▶ _Input for this task_:
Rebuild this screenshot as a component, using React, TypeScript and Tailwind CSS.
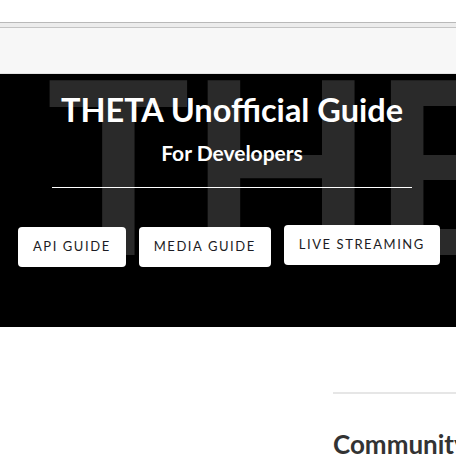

...

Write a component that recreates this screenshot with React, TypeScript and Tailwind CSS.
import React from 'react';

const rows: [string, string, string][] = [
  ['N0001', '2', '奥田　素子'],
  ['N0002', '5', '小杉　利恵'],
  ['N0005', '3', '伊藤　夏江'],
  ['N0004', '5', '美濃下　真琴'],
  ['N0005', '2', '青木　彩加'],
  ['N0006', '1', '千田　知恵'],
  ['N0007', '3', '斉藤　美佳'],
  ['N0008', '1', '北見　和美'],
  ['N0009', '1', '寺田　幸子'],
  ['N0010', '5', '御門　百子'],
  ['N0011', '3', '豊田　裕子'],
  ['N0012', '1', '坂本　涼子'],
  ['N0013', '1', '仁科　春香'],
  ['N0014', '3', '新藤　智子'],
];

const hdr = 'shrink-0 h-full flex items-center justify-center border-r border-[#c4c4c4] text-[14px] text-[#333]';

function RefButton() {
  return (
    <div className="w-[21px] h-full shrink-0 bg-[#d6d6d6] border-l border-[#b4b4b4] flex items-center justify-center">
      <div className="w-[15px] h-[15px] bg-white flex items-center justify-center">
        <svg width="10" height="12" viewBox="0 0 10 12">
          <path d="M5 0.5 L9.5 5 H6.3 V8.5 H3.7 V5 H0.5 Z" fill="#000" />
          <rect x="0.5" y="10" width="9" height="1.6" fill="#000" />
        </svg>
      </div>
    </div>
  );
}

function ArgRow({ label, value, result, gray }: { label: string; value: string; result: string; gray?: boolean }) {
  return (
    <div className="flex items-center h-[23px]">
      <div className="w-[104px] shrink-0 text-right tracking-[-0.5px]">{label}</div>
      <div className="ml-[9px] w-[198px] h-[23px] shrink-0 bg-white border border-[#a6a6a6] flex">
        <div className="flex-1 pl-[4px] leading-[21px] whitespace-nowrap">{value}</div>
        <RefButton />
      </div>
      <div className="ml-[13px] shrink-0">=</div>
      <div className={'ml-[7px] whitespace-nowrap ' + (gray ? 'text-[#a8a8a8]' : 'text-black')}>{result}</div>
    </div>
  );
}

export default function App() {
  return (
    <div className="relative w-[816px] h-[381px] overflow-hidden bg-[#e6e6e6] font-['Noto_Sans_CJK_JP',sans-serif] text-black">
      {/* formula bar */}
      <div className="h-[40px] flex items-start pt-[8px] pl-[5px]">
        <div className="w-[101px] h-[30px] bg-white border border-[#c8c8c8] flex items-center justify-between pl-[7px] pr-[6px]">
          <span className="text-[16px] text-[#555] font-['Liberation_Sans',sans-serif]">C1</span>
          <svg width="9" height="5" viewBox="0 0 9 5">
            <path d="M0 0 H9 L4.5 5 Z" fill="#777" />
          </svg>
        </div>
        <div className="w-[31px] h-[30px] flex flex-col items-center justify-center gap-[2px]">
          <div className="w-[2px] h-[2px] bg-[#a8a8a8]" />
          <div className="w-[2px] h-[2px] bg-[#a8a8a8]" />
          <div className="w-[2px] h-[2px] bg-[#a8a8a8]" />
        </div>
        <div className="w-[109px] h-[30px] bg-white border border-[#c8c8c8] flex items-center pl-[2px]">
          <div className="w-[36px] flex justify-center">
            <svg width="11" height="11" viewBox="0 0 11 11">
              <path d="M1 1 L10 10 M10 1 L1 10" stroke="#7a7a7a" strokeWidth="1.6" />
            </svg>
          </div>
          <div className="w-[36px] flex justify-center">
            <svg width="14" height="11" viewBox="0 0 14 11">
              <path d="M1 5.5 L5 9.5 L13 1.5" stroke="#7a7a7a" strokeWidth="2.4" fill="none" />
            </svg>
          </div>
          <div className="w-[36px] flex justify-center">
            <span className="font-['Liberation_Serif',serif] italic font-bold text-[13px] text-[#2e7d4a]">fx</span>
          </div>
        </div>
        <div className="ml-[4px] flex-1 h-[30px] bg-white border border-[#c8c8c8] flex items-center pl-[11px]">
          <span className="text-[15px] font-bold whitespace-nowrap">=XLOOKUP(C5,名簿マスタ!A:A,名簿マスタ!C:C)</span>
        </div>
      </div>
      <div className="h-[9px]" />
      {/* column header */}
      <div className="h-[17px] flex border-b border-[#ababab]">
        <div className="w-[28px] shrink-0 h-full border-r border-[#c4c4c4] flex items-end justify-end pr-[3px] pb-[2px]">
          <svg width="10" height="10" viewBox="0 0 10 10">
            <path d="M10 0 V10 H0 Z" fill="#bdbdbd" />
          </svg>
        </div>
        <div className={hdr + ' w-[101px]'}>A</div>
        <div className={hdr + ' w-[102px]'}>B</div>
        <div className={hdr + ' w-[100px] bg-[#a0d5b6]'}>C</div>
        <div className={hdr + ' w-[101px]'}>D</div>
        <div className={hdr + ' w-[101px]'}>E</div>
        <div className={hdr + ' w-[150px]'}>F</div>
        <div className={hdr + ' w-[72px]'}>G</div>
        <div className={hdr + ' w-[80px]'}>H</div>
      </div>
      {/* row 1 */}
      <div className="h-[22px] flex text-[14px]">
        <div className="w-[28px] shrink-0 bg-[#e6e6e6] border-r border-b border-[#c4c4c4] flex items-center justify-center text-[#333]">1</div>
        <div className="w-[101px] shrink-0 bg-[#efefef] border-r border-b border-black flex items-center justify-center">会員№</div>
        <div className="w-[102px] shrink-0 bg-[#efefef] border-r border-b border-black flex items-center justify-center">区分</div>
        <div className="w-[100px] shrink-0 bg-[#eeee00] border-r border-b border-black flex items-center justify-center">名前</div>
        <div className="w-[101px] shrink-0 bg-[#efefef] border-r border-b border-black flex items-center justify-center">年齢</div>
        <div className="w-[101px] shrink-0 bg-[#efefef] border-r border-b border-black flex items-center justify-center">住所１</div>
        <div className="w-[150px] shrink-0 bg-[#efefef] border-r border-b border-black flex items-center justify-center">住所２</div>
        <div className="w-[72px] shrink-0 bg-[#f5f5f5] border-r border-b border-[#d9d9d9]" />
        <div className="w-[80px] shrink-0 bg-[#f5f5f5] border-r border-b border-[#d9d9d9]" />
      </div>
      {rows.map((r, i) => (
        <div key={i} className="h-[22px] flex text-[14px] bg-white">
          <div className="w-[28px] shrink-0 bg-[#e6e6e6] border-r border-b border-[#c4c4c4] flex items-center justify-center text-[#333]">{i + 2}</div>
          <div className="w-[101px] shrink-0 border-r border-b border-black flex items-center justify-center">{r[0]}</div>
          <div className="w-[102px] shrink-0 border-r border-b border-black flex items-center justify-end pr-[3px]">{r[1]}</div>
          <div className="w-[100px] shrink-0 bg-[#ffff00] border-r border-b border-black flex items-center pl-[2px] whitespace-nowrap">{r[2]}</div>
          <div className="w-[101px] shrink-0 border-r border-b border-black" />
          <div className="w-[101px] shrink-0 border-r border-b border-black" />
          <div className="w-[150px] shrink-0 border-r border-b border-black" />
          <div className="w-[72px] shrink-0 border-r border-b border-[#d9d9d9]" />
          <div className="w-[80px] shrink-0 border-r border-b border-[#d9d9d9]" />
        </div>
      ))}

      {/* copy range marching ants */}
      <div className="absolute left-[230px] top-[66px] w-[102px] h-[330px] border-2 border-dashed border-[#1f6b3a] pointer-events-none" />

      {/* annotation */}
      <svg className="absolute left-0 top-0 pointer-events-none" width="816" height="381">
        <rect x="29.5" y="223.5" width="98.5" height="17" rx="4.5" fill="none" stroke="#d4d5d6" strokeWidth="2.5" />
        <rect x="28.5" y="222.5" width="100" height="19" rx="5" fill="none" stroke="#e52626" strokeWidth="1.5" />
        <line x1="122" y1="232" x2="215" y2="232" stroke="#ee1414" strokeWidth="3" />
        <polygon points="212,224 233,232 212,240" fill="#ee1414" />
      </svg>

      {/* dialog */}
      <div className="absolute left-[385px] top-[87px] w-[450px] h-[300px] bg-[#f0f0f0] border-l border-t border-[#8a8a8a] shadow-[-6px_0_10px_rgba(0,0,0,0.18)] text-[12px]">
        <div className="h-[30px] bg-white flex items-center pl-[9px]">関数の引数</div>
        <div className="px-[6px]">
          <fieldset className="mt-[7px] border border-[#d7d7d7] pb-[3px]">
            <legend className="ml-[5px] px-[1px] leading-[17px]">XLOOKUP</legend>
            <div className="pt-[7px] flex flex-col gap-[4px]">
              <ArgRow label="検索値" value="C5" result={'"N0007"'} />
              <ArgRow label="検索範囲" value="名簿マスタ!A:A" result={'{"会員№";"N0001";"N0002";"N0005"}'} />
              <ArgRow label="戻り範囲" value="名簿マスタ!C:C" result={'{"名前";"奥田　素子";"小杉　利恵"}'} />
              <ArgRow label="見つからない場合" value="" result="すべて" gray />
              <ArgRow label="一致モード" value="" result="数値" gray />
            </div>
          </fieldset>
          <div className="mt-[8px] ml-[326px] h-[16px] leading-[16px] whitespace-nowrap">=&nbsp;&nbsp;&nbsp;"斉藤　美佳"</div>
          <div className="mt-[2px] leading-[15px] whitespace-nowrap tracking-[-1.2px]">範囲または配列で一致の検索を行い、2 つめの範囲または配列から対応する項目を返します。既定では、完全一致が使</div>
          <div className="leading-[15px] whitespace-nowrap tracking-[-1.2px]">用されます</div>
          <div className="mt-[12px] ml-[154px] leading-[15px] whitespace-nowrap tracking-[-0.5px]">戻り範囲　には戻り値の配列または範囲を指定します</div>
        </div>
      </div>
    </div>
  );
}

▶ _Directive_:
The lines above from the one containing "Write a component" through the one containing "import React from 'react';" are to be set down exactly, and no others.

▶ _Response to this exercise_:
Write a component that recreates this screenshot with React, TypeScript and Tailwind CSS.
import React from 'react';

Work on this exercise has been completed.